ITEM 3.    INCORPORATION OF DOCUMENTS BY REFERENCE.

     There are hereby incorporated by reference in this Registration
Statement the following documents and information heretofore filed with the
Securities and Exchange Commission:

     (a)   The Registrant's Annual Report on Form 10-K/A for the fiscal
year ended December 31, 1998, filed pursuant to Section 13 of the
Securities Exchange Act of 1934 (the "Exchange Act");

     (b)   The Registrant's Quarterly Report on Form 10-Q for the quarters
ended March 31, 1999, June 30, 1999 and September 30, 1999;

     (c)   The Registrant's Current Reports on Form 8-K dated April 7,
1999, May 5, 1999, July 30, 1999 and September 30, 1999; and

     (d)   The description of the Registrant's Common Stock to be offered
hereby contained in the Registrant's Registration Statement on Form S-3
filed with the Securities and Exchange Commission on February 23, 1999
(File No. 333-72829), including any amendment or report filed for the
purpose of updating such description.

     All documents filed by the Registrant pursuant to Section 13(a),
13(c), 14 and 15(d) of the Exchange Act subsequent to this registration
statement, but prior to the filing of a post-effective amendment which
indicates that all securities offered have been sold or which deregisters
all securities then remaining unsold, shall be deemed to be incorporated by
reference in this registration statement and to be part hereof from the
date of filing such documents.


ITEM 4.    DESCRIPTION OF SECURITIES.

     Not applicable.


ITEM 5.    INTERESTS OF NAMED EXPERTS AND COUNSEL.

     Not applicable.


ITEM 6.    INDEMNIFICATION OF DIRECTORS AND OFFICERS.

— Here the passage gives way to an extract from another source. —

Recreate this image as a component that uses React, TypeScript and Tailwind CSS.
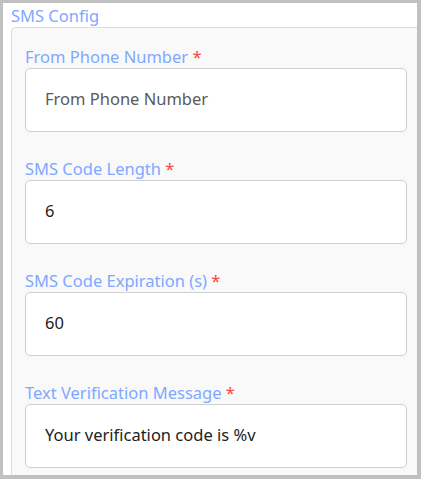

     Section 102(b)(7) of the General Corporation Law of the State of
Delaware (the "Delaware Law") grants corporations the right to limit or
eliminate the personal liability of their directors in certain
circumstances in accordance with provisions therein set forth.  The
Registrant's Certificate of Incorporation contains a provision eliminating
director liability to the Company and its stockholders for monetary damages
for breach of fiduciary duty as a director.  The provision does not,
however, eliminate or limit the personal liability of a director: (1) for
any breach of such director's duty of loyalty to the Company or its
stockholders; (ii) for acts or omissions not in good faith or which involve
intentional misconduct or a knowing violation of law; (iii) under the
Delaware statutory provision making directors personally liable for
improper payment of dividends or improper stock purchases or redemptions;
or (iv) for any transaction from which the director derived an improper
personal benefit.  This provision offers persons who serve on the Company's
Board protection against awards of monetary damages resulting from breaches
of their duty of care (except as indicated above).  As a result of this
provision, the ability of the Company or a stockholder thereof to
successfully prosecute an action against a director for a breach of his
duty of care is limited.  However, the provision does not affect the
availability of equitable remedies such as an injunction or rescission
based upon a director's breach of his duty of care.  The Securities and
Exchange Commission has taken the position that the provision will have no
effect on claims arising under federal securities laws.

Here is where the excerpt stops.